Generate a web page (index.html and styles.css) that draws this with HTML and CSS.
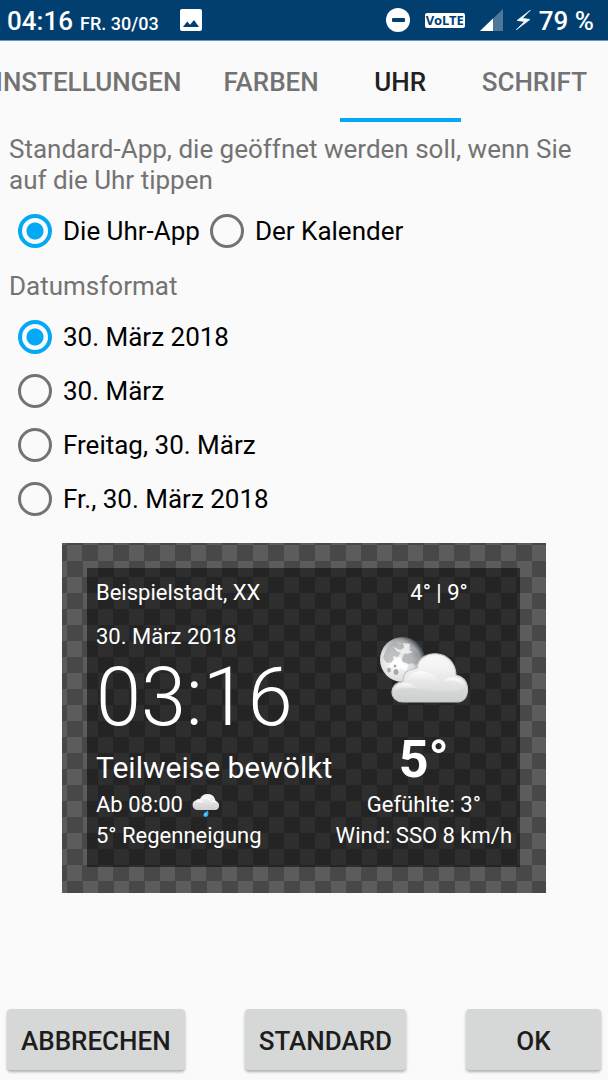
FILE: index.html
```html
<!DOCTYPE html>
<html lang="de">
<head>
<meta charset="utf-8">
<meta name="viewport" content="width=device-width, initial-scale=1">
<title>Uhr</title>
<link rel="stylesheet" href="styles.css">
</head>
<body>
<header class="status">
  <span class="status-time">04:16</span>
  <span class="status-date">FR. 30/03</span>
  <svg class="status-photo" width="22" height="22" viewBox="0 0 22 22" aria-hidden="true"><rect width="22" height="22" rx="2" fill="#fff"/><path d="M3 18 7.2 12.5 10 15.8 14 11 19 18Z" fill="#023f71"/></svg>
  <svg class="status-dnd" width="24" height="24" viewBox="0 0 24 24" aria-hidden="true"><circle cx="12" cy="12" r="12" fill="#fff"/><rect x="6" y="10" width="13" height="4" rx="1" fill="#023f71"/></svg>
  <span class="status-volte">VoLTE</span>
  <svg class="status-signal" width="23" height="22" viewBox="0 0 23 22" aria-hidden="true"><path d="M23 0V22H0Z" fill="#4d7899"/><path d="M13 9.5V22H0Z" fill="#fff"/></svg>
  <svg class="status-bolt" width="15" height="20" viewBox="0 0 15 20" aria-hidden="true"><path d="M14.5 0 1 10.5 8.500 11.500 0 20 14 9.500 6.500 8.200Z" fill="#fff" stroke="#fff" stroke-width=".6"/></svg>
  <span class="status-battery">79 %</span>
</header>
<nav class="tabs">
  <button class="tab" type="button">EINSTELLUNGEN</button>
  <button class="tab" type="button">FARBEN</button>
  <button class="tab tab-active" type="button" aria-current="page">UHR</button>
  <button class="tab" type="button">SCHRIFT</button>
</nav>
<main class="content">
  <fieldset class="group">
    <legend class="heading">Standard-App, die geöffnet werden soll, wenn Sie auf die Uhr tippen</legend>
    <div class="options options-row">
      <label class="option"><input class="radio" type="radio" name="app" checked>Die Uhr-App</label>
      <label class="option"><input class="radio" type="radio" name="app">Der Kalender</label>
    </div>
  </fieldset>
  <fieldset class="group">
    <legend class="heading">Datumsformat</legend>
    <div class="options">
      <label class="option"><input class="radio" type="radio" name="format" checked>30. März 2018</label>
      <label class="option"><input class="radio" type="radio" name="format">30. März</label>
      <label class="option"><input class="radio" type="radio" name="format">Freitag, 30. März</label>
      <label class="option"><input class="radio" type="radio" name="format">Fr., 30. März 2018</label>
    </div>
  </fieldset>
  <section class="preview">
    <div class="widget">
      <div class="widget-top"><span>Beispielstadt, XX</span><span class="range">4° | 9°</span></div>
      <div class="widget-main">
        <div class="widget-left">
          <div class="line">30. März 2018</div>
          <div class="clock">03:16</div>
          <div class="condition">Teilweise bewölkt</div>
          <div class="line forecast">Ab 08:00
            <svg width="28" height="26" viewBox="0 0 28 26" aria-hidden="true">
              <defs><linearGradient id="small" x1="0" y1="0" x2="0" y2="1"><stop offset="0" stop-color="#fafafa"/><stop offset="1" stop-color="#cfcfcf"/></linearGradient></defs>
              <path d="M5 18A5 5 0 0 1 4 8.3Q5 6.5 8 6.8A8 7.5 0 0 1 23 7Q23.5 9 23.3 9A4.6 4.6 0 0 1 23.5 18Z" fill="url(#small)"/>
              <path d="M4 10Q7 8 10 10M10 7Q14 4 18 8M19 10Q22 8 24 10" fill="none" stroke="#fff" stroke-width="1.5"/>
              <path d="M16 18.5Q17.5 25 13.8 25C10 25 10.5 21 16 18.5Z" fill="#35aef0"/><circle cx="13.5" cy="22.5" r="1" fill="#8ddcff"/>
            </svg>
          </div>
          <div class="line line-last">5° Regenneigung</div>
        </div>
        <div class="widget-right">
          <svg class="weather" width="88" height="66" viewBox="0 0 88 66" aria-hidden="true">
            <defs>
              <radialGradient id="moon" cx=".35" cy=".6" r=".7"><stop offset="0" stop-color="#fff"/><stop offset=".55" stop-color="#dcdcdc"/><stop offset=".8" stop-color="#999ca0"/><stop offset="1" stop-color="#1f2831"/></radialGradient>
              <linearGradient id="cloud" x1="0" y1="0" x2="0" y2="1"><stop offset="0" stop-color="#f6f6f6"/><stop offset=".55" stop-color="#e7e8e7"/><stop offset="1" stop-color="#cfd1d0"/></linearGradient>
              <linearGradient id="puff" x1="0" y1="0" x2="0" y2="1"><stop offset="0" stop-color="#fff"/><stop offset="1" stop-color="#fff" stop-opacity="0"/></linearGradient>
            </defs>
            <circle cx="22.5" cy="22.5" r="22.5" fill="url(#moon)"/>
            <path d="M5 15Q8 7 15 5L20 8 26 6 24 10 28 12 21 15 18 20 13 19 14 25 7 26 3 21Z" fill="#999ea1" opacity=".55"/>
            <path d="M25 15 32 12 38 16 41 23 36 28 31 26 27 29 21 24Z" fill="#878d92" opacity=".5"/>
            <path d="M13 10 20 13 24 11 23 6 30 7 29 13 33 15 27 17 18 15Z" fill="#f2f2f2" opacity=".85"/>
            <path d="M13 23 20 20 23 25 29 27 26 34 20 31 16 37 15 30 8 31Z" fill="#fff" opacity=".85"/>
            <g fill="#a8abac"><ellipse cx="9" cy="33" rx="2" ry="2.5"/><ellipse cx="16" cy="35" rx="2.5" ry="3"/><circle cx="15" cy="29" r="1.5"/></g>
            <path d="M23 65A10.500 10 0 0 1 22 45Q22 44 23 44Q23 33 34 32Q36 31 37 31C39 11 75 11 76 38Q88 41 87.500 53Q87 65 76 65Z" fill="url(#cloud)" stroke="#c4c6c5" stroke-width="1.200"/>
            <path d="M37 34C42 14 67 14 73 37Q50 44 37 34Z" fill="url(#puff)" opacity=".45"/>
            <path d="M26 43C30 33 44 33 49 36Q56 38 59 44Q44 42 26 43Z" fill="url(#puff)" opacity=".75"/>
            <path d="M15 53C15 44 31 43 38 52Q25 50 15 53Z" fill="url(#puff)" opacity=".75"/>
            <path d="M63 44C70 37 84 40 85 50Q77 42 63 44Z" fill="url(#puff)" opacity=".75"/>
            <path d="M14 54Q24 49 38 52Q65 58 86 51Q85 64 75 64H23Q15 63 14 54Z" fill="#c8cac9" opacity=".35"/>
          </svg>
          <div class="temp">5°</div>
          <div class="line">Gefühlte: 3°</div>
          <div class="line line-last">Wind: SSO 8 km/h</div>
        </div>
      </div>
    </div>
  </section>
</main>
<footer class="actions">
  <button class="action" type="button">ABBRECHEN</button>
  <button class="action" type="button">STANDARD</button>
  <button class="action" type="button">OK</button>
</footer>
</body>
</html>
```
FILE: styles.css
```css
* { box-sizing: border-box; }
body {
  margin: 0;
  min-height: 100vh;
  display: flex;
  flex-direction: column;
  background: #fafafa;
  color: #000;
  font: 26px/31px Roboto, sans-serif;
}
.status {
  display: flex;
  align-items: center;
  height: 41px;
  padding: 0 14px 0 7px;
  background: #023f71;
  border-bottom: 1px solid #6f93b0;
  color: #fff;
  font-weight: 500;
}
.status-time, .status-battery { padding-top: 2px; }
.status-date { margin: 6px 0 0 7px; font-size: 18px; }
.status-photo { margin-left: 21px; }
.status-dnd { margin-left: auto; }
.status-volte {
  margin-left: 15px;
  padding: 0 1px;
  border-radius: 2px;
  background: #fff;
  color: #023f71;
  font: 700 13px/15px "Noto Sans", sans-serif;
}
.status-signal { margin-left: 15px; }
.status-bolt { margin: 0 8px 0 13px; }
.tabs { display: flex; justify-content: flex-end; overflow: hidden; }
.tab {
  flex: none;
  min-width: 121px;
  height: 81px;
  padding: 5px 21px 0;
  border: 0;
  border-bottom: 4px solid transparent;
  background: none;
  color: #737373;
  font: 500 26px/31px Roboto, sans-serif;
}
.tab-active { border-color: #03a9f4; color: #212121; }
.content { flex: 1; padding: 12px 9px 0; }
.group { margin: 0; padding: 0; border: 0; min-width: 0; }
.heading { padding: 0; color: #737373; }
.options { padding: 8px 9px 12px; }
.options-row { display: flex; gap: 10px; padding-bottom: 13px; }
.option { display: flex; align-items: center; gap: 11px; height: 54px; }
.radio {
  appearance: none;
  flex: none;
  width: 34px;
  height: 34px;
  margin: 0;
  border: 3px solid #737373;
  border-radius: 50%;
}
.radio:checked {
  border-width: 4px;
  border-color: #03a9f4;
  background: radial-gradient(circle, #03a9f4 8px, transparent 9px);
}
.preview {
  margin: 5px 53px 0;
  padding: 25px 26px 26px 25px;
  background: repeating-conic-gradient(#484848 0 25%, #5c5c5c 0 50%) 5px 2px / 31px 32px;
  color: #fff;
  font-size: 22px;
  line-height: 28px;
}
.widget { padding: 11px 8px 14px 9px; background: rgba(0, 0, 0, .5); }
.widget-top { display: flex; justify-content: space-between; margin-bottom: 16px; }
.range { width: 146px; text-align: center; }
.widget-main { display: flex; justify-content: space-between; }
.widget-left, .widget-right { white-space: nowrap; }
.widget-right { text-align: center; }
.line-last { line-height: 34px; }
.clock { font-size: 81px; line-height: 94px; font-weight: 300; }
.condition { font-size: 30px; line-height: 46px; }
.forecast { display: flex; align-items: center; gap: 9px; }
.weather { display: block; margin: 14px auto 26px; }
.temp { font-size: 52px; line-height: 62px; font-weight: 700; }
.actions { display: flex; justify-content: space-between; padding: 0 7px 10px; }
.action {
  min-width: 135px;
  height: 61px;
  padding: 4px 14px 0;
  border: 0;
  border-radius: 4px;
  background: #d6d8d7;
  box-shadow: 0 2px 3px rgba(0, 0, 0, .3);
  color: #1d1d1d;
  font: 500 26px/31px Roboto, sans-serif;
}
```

___

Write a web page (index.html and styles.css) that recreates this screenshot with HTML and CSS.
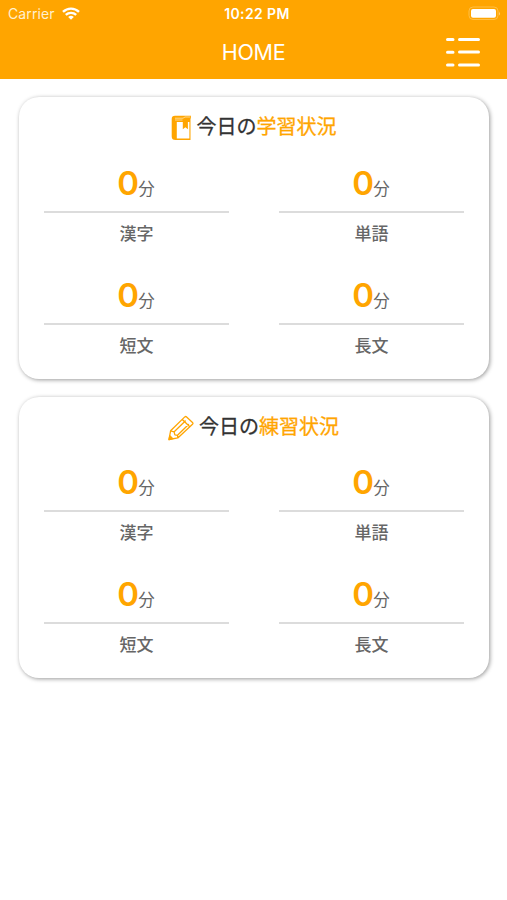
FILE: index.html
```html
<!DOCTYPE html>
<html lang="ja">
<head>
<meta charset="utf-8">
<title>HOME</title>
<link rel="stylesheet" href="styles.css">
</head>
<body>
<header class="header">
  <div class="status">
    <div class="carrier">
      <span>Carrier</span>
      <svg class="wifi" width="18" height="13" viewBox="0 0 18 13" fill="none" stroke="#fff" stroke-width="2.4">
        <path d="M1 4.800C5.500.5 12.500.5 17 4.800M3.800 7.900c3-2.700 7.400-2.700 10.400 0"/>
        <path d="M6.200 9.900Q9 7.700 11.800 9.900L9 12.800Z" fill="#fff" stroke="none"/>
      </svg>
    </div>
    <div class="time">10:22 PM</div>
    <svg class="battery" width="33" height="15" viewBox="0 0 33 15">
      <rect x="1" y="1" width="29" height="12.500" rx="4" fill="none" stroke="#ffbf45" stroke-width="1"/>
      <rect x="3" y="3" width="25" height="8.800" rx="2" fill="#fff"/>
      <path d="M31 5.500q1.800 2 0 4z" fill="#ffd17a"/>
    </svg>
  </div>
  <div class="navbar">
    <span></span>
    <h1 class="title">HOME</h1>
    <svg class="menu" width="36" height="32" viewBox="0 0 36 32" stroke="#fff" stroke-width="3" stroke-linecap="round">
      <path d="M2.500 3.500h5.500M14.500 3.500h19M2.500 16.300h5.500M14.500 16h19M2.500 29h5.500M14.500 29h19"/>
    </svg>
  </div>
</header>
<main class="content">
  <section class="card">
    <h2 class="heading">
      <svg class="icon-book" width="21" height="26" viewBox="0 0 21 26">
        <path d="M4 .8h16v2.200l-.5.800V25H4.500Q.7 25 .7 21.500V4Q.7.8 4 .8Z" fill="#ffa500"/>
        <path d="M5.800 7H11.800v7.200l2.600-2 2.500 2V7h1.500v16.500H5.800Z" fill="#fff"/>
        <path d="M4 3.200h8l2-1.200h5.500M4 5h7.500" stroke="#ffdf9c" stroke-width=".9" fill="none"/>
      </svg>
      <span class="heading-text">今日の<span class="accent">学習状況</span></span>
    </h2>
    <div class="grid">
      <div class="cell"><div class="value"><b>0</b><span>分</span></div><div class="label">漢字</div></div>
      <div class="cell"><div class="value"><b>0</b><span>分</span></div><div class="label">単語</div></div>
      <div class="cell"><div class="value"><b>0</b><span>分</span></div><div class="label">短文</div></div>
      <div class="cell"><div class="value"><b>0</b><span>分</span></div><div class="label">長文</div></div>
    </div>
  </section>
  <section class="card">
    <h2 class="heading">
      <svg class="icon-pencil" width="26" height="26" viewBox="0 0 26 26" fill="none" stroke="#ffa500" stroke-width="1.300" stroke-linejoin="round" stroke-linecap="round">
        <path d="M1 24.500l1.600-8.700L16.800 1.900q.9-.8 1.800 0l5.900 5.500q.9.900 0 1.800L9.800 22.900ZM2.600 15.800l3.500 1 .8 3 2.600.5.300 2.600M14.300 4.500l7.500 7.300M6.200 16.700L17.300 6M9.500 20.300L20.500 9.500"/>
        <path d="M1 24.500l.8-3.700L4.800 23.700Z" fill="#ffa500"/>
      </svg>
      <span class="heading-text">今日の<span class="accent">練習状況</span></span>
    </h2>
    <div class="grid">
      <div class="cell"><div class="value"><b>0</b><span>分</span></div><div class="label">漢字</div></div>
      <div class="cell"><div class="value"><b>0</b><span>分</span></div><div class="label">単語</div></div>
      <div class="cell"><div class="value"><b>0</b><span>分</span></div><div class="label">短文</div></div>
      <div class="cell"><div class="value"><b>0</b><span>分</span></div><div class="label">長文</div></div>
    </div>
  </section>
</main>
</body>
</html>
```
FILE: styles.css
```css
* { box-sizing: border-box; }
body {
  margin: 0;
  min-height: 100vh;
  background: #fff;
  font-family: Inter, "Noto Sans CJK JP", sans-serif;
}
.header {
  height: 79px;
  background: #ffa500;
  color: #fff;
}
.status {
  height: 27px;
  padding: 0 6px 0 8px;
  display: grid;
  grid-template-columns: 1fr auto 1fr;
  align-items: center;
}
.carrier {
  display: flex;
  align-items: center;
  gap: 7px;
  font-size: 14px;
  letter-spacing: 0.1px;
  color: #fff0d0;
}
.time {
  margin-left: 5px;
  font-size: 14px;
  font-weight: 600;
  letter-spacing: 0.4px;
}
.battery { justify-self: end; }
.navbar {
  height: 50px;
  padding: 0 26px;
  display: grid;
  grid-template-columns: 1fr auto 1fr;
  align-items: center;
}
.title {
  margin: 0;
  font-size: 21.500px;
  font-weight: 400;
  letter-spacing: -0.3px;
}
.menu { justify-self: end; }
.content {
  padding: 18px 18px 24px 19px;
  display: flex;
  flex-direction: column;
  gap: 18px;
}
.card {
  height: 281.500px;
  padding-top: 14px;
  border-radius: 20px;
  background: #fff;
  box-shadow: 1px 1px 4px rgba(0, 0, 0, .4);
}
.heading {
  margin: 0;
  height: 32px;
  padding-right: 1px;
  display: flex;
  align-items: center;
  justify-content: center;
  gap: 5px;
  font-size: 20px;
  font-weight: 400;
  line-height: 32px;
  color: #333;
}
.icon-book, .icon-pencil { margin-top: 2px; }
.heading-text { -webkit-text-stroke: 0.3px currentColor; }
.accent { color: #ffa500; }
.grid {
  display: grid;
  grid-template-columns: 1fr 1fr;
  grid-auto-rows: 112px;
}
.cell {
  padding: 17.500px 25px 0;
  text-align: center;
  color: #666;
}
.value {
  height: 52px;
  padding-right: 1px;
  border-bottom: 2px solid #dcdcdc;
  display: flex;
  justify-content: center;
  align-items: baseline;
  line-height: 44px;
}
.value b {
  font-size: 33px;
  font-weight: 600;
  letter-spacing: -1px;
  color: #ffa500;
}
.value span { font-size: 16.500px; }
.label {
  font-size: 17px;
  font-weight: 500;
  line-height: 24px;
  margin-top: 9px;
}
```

___

### [What the exercise asks]
Identify and copy the lines holding the word "index".

### [Response for this exercise]
Generate a web page (index.html and styles.css) that draws this with HTML and CSS.
FILE: index.html
Write a web page (index.html and styles.css) that recreates this screenshot with HTML and CSS.
FILE: index.html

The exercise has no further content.